Thomas Kelly (1893-1941) was a man wholeheartedly engaged in the spiritual development and renewal of Quakerism in the twentieth century. He also had a reputation as an inveterate prankster. Great successes and significant challenges marked his short life. Born on a farm in Chillicothe, Ohio, Tom gave previews of his later religious engagement by playing preacher with his friends, at one time trying to baptize a chicken in the horse trough. This idyllic life ended in tragedy when his father died at age thirty-three. Three years later, he moved to Wilmington, Ohio where his mother became a clerk with a local manufacturer. The move to Wilmington proved an opportunity for Tom to pursue his education; he graduated from local public schools and attended Wilmington College. He moonlighted as a sheet metal worker while studying, but this did not dim the joy that he took in life. Clarence Pickett remembered Kelly riding a motorcycle across the Wilmington College campus shouting “oh boy, oh boy, oh boy.”

Kelly focused on the sciences at Wilmington, but when he won a scholarship to Haverford College in 1913, he became interested in philosophy and began a lifelong friendship with Rufus Jones.

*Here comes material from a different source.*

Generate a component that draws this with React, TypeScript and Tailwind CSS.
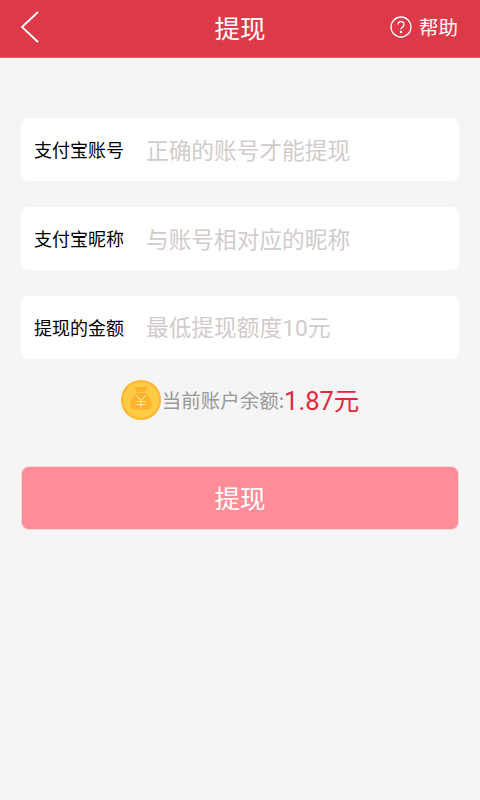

From Haverford he went to teach at Pickering College in Ontario, where he kept up the antics that marked his youth, but tried to temper them for the more staid work of teaching. He worked as Young Friends Secretary for the Wilmington and Indiana Yearly Meetings during the summers. This opened his eyes to the need for committed local ministry among rural Friends. After two years in Ontario, he moved on to Hartford Theological Seminary. Here he developed a religious philosophy that centered on perfection.

Kelly took a PhD. at Hartford, where he also met his future wife, Lael Macy. He ministered to soldiers in World War I in 1917, and later to German prisoners of war. Back in Hartford, he married Lael Macy and accepted a teaching position at Wilmington College. Earlham appointed him to a position in 1921, but he went to Berlin and helped create Germany Yearly Meeting within the fellowship that surrounded AFSC feeding programs in that country.

Returning to the Midwest, Kelly missed the intellectual rigor of the Hartford Seminary and Haverford College and took a leave of absence from Earlham to study philosophy under Alfred North Whitehead at Harvard. There he did work on Emile Meyerson and showed signs of health problems similar to those of his father. After a year at the University of Hawaii in 1935, he took a post at Haverford and there introduced the first classes on Eastern religions at that school. In 1938, he went with Rufus Jones to Germany to raise concerns about the treatment of German Jews.

When he came to Haverford, he also spent some time teaching at Pendle Hill and delivered the lectures printed in The Reality of the Spiritual World. These lectures outline the limits of reason and the philosophy that he studied through most of the nineteen twenties and thirties. He taught at Haverford and lectured at Pendle Hill while writing his fourth book. Just five days after delivering last of the lectures in this pamphlet, Kelly collapsed from a heart attack and died. It was 1941 and he was forty-seven years old.